Rank 12: Rakuten | Not-So Clueless
Not “Rollin’ with the Homies”
Despite Popcorners’ success in using nostalgia to engage viewers with their ad, Rakuten’s Not-So Clueless did not enjoy the same outcome.
Rounding out the bottom of our list is the app’s ad featuring Alicia Silverstone reprising her iconic character Cher from the 1995 hit film Clueless and speaking about the cash back benefits of shopping with Rakuten.
Baby Boomers were not “Rollin’ with the homies” on this one, as only 12% of them found the ad to be one of the best they’d seen.
In the days leading up to Sunday’s Super Bowl LVII between the Kansas City Chiefs and the Philadelphia Eagles, Mercury Analytics conducted a survey including dial-tests of twelve commercials of popular brands that aired in preparation of the event. These brands included: Booking.com, Bud Light, Draft Kings, Fan Duel, General Motors & Netflix, Hellmann’s, Oikos, Popcorners, Rakuten, Sam Adams, Uber One and Workday.
Mercury’s study tested the performance of these commercials among a national sample of n=1281 of US adults aged 18+ who indicated that they were ‘very’ or ‘somewhat’ likely to watch the Super Bowl this weekend. Additional quotas were set to ensure the sample was representative of age, gender, and ethnicity demographic breakdowns in the US.
Respondents were first asked a series of demographic questions followed by questions to help understand respondents’ TV consumption patterns and likelihood to watch the Super Bowl. Next, respondents were each shown four out of fifteen commercials and asked to rate their feelings about them on a moment-to-moment basis.
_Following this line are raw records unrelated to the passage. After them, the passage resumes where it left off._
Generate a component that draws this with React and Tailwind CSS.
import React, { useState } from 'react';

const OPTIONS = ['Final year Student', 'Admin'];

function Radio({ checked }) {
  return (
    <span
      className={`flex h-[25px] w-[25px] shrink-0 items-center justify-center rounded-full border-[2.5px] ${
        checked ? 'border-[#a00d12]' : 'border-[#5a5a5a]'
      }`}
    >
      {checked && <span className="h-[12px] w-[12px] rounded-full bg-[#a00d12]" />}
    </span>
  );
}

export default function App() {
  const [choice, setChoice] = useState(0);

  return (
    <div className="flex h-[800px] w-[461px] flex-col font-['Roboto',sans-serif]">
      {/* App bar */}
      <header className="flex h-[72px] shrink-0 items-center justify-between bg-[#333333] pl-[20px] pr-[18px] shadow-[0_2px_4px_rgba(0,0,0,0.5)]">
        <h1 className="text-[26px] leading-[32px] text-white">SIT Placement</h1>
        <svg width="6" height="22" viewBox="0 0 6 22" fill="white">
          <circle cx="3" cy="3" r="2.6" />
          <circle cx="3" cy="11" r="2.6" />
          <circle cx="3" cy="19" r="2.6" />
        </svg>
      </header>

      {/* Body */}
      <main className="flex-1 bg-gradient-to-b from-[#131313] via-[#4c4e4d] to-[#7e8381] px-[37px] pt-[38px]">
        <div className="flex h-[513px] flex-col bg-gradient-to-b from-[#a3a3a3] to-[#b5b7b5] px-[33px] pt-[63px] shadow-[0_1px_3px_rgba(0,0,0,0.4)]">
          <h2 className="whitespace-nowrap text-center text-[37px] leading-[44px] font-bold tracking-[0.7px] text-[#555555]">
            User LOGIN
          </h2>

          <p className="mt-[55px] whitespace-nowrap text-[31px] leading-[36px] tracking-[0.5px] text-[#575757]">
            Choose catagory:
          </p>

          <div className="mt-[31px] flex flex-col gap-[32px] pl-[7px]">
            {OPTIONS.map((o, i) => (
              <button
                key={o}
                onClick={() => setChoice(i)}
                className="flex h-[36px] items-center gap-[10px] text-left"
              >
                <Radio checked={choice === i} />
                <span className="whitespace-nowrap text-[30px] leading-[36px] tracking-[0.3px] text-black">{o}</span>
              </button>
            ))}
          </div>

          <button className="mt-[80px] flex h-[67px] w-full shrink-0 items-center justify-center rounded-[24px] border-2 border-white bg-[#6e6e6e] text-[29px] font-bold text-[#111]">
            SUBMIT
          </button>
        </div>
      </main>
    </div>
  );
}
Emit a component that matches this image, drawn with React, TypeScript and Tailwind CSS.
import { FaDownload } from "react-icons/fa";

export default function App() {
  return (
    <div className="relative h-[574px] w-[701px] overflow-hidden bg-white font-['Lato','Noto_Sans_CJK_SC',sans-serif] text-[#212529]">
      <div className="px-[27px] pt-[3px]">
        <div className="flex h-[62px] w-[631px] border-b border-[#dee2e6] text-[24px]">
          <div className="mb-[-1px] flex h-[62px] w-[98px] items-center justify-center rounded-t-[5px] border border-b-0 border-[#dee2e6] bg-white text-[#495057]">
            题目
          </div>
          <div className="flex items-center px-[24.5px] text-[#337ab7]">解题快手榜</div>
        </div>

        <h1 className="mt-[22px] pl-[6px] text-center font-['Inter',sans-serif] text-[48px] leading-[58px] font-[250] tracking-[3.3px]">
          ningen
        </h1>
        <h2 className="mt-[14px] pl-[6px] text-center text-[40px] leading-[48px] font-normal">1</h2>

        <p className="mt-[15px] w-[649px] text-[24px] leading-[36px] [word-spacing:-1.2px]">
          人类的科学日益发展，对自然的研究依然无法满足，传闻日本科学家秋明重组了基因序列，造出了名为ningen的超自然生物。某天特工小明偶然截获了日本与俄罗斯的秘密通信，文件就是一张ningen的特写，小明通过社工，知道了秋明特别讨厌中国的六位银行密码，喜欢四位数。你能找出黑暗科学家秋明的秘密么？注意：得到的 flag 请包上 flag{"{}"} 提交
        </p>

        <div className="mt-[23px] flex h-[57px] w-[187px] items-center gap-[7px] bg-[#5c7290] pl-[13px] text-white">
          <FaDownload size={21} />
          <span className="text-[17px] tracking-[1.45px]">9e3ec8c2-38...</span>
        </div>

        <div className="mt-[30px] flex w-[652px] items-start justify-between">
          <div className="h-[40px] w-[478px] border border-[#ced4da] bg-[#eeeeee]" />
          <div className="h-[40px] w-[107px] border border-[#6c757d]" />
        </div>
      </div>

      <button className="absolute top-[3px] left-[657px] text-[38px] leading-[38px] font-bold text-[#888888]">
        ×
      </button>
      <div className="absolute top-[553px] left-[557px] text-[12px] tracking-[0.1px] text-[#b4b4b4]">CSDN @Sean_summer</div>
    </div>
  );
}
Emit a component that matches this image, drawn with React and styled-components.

Each video was randomly-assigned, and each set of commercials was shown in random order to eliminate any biases resulting from viewing order.
As participants watched each commercial, they moved a slider just below the video to the right the more strongly they thought the commercial they were watching was ‘excellent’, or to the left the more strongly they thought the commercial was ‘terrible’. They also had the option to push a button that would identify a ‘SPECIAL MOMENT’.
Between watching each commercial, respondents were asked post-exposure questions to assess their opinions of the commercial and brand.